- Allegiance: Canada
- Branch: Canadian Army
- Service years: 1992–present
- Rank: Brigadier general
- Commands: RMC Saint-Jean 2 Combat Engineer Regiment(2 CER) United Nations Military Forces on the MINUSTAH Stabilization Mission.
- Conflicts: War in Afghanistan
- Awards: Meritorious Service Medal Canadian Forces' Decoration

= Nicolas J-L Pilon =

Canadian Army officer

Brigadier General Nicolas J-L Pilon , is a Canadian Army officer who has served as the Commandant of RMC Saint-Jean since August 9, 2019. Previously he served as the Commanding Officer of the 2nd Combat Engineer Regiment and served in Haiti as Chief of Staff of the United Nations Military Forces on the MINUSTAH Stabilization Mission.
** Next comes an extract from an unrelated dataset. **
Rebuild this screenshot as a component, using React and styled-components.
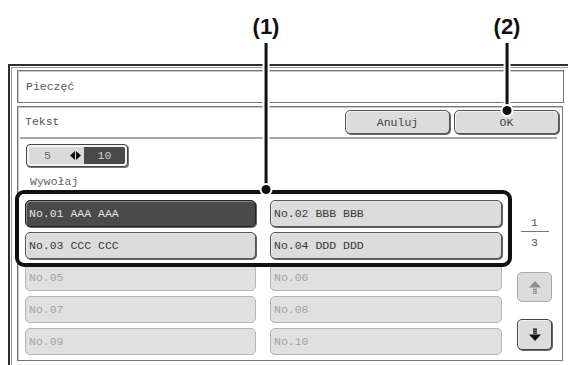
import styled, { createGlobalStyle } from "styled-components";

const GlobalStyle = createGlobalStyle`
  html, body { margin: 0; padding: 0; background: #fff; }
  body { font-family: "Liberation Mono", "DejaVu Sans Mono", monospace; }
`;

const Page = styled.div`
  position: relative;
  width: 568px;
  height: 365px;
  overflow: hidden;
  padding: 64px 0 0 8px;
  box-sizing: border-box;
  background: #fff;
`;

const OuterFrame = styled.div`
  width: 600px;
  height: 320px;
  border-top: 2px solid #2e2e2e;
  border-left: 2px solid #2e2e2e;
`;

const InnerFrame = styled.div`
  margin: 1px 0 0 1px;
  height: 100%;
  border-top: 1px solid #9a9a9a;
  border-left: 1px solid #9a9a9a;
  padding: 2px 0 0 5px;
`;

const TitleBox = styled.div`
  width: 547px;
  height: 33px;
  box-sizing: border-box;
  border: 1px solid #777;
  box-shadow: inset 1px 1px 0 #c8c8c8;
  display: flex;
  align-items: center;
  padding-left: 8px;
  font-size: 11.5px;
  color: #555;
`;

const Panel = styled.div`
  margin-top: 3px;
  width: 546px;
  height: 255px;
  box-sizing: border-box;
  border: 1px solid #777;
  box-shadow: inset 1px 1px 0 #c8c8c8;
`;

const Header = styled.div`
  height: 30px;
  box-sizing: border-box;
  display: flex;
  align-items: flex-start;
  padding: 3px 3px 0 7px;
`;

const HeaderTitle = styled.span`
  flex: 1;
  line-height: 24px;
  font-size: 11.5px;
  color: #555;
`;

const Separator = styled.div`
  height: 2px;
  margin: 0 5px 0 2px;
  background: #a8a8a8;
`;

const Key = styled.button`
  width: 105px;
  height: 24px;
  margin-left: ${(p) => p.$gap || 0}px;
  padding: 0;
  box-sizing: border-box;
  border: 1px solid #555;
  border-radius: 5px;
  background: #dcdcdc;
  box-shadow: 1px 1px 0 #666, inset 1px 1px 0 #f2f2f2;
  font-family: inherit;
  font-size: 11.5px;
  color: #444;
`;

const Body = styled.div`
  padding-left: 7px;
`;

const Toggle = styled.div`
  margin: 5px 0 0 1px;
  width: 102px;
  height: 23px;
  box-sizing: border-box;
  border: 1px solid #444;
  border-radius: 4px;
  box-shadow: 1px 1px 0 #777;
  padding: 2px;
  display: flex;
  background: #f4f4f4;
`;

const ToggleSide = styled.div`
  box-sizing: border-box;
  display: flex;
  align-items: center;
  justify-content: ${(p) => (p.$dark ? "center" : "space-between")};
  width: ${(p) => (p.$dark ? "41px" : "55px")};
  padding: ${(p) => (p.$dark ? "0" : "0 3px 0 15px")};
  background: ${(p) => (p.$dark ? "#4a4a4a" : "#dadada")};
  color: ${(p) => (p.$dark ? "#d0d0d0" : "#666")};
  font-size: 11.5px;
  border-radius: ${(p) => (p.$dark ? "0 2px 2px 0" : "2px 0 0 2px")};
`;

const Label = styled.div`
  margin: 8px 0 0 5px;
  height: 14px;
  line-height: 14px;
  font-size: 11.5px;
  color: #666;
`;

const ListArea = styled.div`
  display: flex;
  margin-top: 11px;
`;

const GridWrap = styled.div`
  position: relative;
`;

const Grid = styled.div`
  display: grid;
  grid-template-columns: 231px 232px;
  grid-auto-rows: 27px;
  column-gap: 14px;
  row-gap: 5px;
`;

const Entry = styled.div`
  box-sizing: border-box;
  display: flex;
  align-items: center;
  padding-left: 3px;
  border-radius: 5px;
  font-size: 11.5px;
  white-space: pre;
  border: 1px solid ${(p) => (p.$state === "off" ? "#b4b4b4" : p.$state === "on" ? "#222" : "#555")};
  background: ${(p) => (p.$state === "on" ? "#4a4a4a" : p.$state === "off" ? "#e0e0e0" : "#dcdcdc")};
  color: ${(p) => (p.$state === "on" ? "#e4e4e4" : p.$state === "off" ? "#a6a6a6" : "#3a3a3a")};
  box-shadow: ${(p) =>
    p.$state === "off" ? "none" : "1px 1px 0 #666, inset 1px 1px 0 rgba(255,255,255,0.35)"};
`;

const Highlight = styled.div`
  position: absolute;
  left: -10px;
  top: -10px;
  width: 497px;
  height: 77px;
  box-sizing: border-box;
  border: 4px solid #111;
  border-radius: 9px;
  pointer-events: none;
`;

const Side = styled.div`
  margin-left: 15px;
  width: 35px;
  display: flex;
  flex-direction: column;
  align-items: center;
`;

const PageNum = styled.div`
  height: 14px;
  line-height: 14px;
  margin-top: ${(p) => p.$top}px;
  font-size: 11.5px;
  color: #555;
`;

const Rule = styled.div`
  width: 28px;
  height: 1px;
  margin-top: 1px;
  background: #777;
`;

const ArrowKey = styled.div`
  width: 35px;
  height: ${(p) => p.$h}px;
  margin-top: ${(p) => p.$top}px;
  box-sizing: border-box;
  border-radius: 5px;
  display: flex;
  align-items: center;
  justify-content: center;
  background: #dcdcdc;
  border: 1px solid ${(p) => (p.$off ? "#a8a8a8" : "#444")};
  box-shadow: ${(p) => (p.$off ? "none" : "1px 1px 0 #666, inset 1px 1px 0 #f2f2f2")};
  color: ${(p) => (p.$off ? "#8c8c8c" : "#111")};
`;

const Callout = styled.div`
  position: absolute;
  left: ${(p) => p.$x}px;
  top: 13px;
  transform: translateX(-50%);
  display: flex;
  flex-direction: column;
  align-items: center;
  pointer-events: none;
`;

const CalloutText = styled.div`
  font-family: "Liberation Sans", Arial, sans-serif;
  font-weight: bold;
  font-size: 22px;
  line-height: 27px;
  color: #111;
`;

const CalloutLine = styled.div`
  width: 3px;
  height: ${(p) => p.$len}px;
  margin-top: 3px;
  background: #111;
  box-shadow: 0 0 0 2px #fff;
`;

const CalloutDot = styled.div`
  width: 9px;
  height: 9px;
  margin-top: -5px;
  border-radius: 50%;
  background: #111;
  box-shadow: 0 0 0 2px #fff;
`;

const SwapIcon = () => (
  <svg width="11" height="9" viewBox="0 0 11 9">
    <polygon points="5,0 5,9 0,4.5" fill="#111" />
    <polygon points="6,0 6,9 11,4.5" fill="#111" />
  </svg>
);

const UpIcon = () => (
  <svg width="14" height="14" viewBox="0 0 14 14" fill="currentColor">
    <polygon points="7,1 13,7.5 1,7.5" />
    <rect x="5" y="8.5" width="4" height="1.3" />
    <rect x="5" y="10.5" width="4" height="1.3" />
    <rect x="5" y="12.5" width="4" height="1.3" />
  </svg>
);

const DownIcon = () => (
  <svg width="14" height="14" viewBox="0 0 14 14" fill="currentColor">
    <rect x="5" y="0.5" width="4" height="1.3" />
    <rect x="5" y="2.5" width="4" height="1.3" />
    <rect x="5" y="4.5" width="4" height="1.3" />
    <polygon points="1,6.5 13,6.5 7,13" />
  </svg>
);

const entries = [
  { label: "No.01 AAA AAA", state: "on" },
  { label: "No.02 BBB BBB", state: "ready" },
  { label: "No.03 CCC CCC", state: "ready" },
  { label: "No.04 DDD DDD", state: "ready" },
  { label: "No.05", state: "off" },
  { label: "No.06", state: "off" },
  { label: "No.07", state: "off" },
  { label: "No.08", state: "off" },
  { label: "No.09", state: "off" },
  { label: "No.10", state: "off" },
];

export default function App() {
  return (
    <>
      <GlobalStyle />
      <Page>
        <OuterFrame>
          <InnerFrame>
            <TitleBox>Pieczęć</TitleBox>
            <Panel>
              <Header>
                <HeaderTitle>Tekst</HeaderTitle>
                <Key>Anuluj</Key>
                <Key $gap={4}>OK</Key>
              </Header>
              <Separator />
              <Body>
                <Toggle>
                  <ToggleSide>
                    <span>5</span>
                    <SwapIcon />
                  </ToggleSide>
                  <ToggleSide $dark>10</ToggleSide>
                </Toggle>
                <Label>Wywołaj</Label>
                <ListArea>
                  <GridWrap>
                    <Grid>
                      {entries.map((e) => (
                        <Entry key={e.label} $state={e.state}>
                          {e.label}
                        </Entry>
                      ))}
                    </Grid>
                    <Highlight />
                  </GridWrap>
                  <Side>
                    <PageNum $top={16}>1</PageNum>
                    <Rule />
                    <PageNum $top={4}>3</PageNum>
                    <ArrowKey $off $h={30} $top={22}>
                      <UpIcon />
                    </ArrowKey>
                    <ArrowKey $h={31} $top={17}>
                      <DownIcon />
                    </ArrowKey>
                  </Side>
                </ListArea>
              </Body>
            </Panel>
          </InnerFrame>
        </OuterFrame>

        <Callout $x={266}>
          <CalloutText>(1)</CalloutText>
          <CalloutLine $len={147} />
          <CalloutDot />
        </Callout>
        <Callout $x={507}>
          <CalloutText>(2)</CalloutText>
          <CalloutLine $len={68} />
          <CalloutDot />
        </Callout>
      </Page>
    </>
  );
}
Due to his efforts in the MINUSTAH Stabilization Mission he was awarded the Meritorious Service Medal.

==Biography==
Nicolas J-L Pilon graduated with a bachelor's degree in Civil Engineering from the Royal Military College of Canada (RMC) in Kingston Ontario in 1996. He later obtained a master's degree in Defense Studies from RMC and completed the Strategic Security and Defense Studies course from the Royal College of Defense Studies. He was promoted to the rank of Brigadier General on 13 May 2021 and appointed the Director General Defence Force Planning.